Das Format soll das Elterntraining nah an die Familien bringen, online und in Präsenz, in kleinen Gruppen, in einfacher Sprache und ohne bevormundende Ziele. Das Training geht davon aus, dass viele Probleme und Konflikte zwischen Kindern und Erziehungsberechtigten besser gelöst werden, wenn alle Beteiligten ihre Gefühle, Stimmungen und Bedürfnisse regulieren können und auf diese Weise ihre Beziehungen pflegen. Bischof Oster formuliert es so: "Weil Haltungen wie Rücksicht und Respekt in einer zunehmend narzisstisch gefärbten Kultur abnehmen und die soziale Formung der Eltern-Kind-Beziehungen durch unsere individualistische Kultur zunehmend ausfällt, kommt es immer mehr auf die Eltern an, als Architekten der Familie für eine gedeihliche und vertrauensvolle Familienkultur zu sorgen." Gerade der Kirche stünde es nicht zuletzt wegen des durch die vielen Missbrauchsfälle verspielten Vertrauens gut an, sich für ein sicheres Aufwachsen und Gedeihen der Kinder einzusetzen.

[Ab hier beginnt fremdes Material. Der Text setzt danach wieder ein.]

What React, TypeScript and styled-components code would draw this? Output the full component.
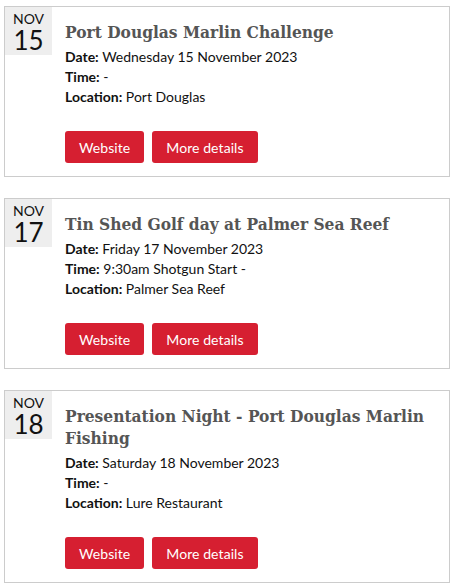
import React from "react";
import styled, { createGlobalStyle } from "styled-components";

const Global = createGlobalStyle`
  html, body { margin: 0; padding: 0; background: #fff; }
  body { font-family: Lato, "Liberation Sans", sans-serif; color: #111; }
`;

const List = styled.div`
  display: flex;
  flex-direction: column;
  gap: 21px;
  padding: 6px 4px 0 4px;
`;

const Card = styled.article`
  display: flex;
  border: 1px solid #cccccc;
  padding-bottom: 13px;
`;

const DateBox = styled.div`
  flex: 0 0 47px;
  height: 48px;
  background: #eeeeee;
  display: flex;
  flex-direction: column;
  align-items: center;
  align-self: flex-start;
  padding-top: 4px;
  box-sizing: border-box;
`;

const Month = styled.span`
  font-size: 14px;
  line-height: 16px;
  color: #111;
`;

const Day = styled.span`
  font-size: 26px;
  line-height: 26px;
  color: #111;
`;

const Body = styled.div`
  flex: 1;
  padding: 14px 12px 0 13px;
`;

const Title = styled.h2`
  margin: 0 0 4px 0;
  font-family: "DejaVu Serif Condensed", "DejaVu Serif", serif;
  font-weight: bold;
  font-size: 17.2px;
  line-height: 22px;
  color: #555555;
`;

const Line = styled.div`
  font-size: 14px;
  line-height: 20px;
  color: #111;
`;

const Label = styled.strong`
  font-weight: bold;
`;

const Actions = styled.div`
  display: flex;
  gap: 8px;
  margin-top: 24px;
`;

const Button = styled.a`
  display: inline-flex;
  align-items: center;
  justify-content: center;
  height: 32px;
  padding: 0 14px;
  background: #d61f31;
  color: #fff;
  border-radius: 3px;
  font-size: 14px;
  letter-spacing: 0.08px;
  text-decoration: none;
  box-sizing: border-box;
`;

type Ev = {
  day: string;
  title: string;
  date: string;
  time: string;
  location: string;
};

const events: Ev[] = [
  {
    day: "15",
    title: "Port Douglas Marlin Challenge",
    date: "Wednesday 15 November 2023",
    time: "-",
    location: "Port Douglas",
  },
  {
    day: "17",
    title: "Tin Shed Golf day at Palmer Sea Reef",
    date: "Friday 17 November 2023",
    time: "9:30am Shotgun Start -",
    location: "Palmer Sea Reef",
  },
  {
    day: "18",
    title: "Presentation Night - Port Douglas Marlin Fishing",
    date: "Saturday 18 November 2023",
    time: "-",
    location: "Lure Restaurant",
  },
];

export default function App() {
  return (
    <>
      <Global />
      <List>
        {events.map((e) => (
          <Card key={e.day}>
            <DateBox>
              <Month>NOV</Month>
              <Day>{e.day}</Day>
            </DateBox>
            <Body>
              <Title>{e.title}</Title>
              <Line>
                <Label>Date:</Label> {e.date}
              </Line>
              <Line>
                <Label>Time:</Label> {e.time}
              </Line>
              <Line>
                <Label>Location:</Label> {e.location}
              </Line>
              <Actions>
                <Button href="#">Website</Button>
                <Button href="#">More details</Button>
              </Actions>
            </Body>
          </Card>
        ))}
      </List>
    </>
  );
}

Fünf Hauptziele sind formuliert. Es geht um den Aufbau einer sicheren Bindung, in der die Kinder Schutz, Verlässlichkeit, Trost, Freiheit und Orientierung erfahren. Es braucht emotionale Intelligenz, mit der Eltern die Gefühle des Kindes wahrnehmen, anerkennen und verstehen lernen. Es geht um Konfliktlösung und das Setzen von Grenzen, darum sozial angemessene Umgangsformen zu lernen, Regeln einzuhalten, Rücksicht zu nehmen auf die Gefühle und Bedürfnisse anderer. Der Kurs soll auch erklären, wie man mit pädagogischen Dauerbrennern und nicht lösbaren Problemen umgehen kann. Schließlich geht es auch darum, mehr Freude in der Familie erleben und Gemeinsamkeit bewusst gestalten zu können.

Das Training richtet sich an Mütter, Väter, Elternpaare, Patchwork-Eltern, Alleinerziehende, Groß- und Pflegeeltern sowie Erziehungsberechtigte, die Kinder im Alter von 3 bis 14 Jahren betreuen oder erziehen. Am 9. November wird das ambitionierte Programm in einem Gespräch mit 20 ausgewählten Persönlichkeiten des öffentlichen und fachlichen Lebens in Passau St. Max vorgestellt.

Der 64-jährige Helmut Höfl, der auch bischöflicher Beauftragter für geistlichen Missbrauch, Theologe, Philosoph und Psychotraumatologe ist, wünscht sich, wieder zu einem möglichst naturnahen Elternverhalten zu kommen. "In einer Zeit, in der Kindheit und Elternsein unter Stress stehen, sind gar nicht einmal perfekte Eltern nötig, es ist auch nötig, dass diese auf sich selber schauen und sich fragen, was mit ihnen passiert."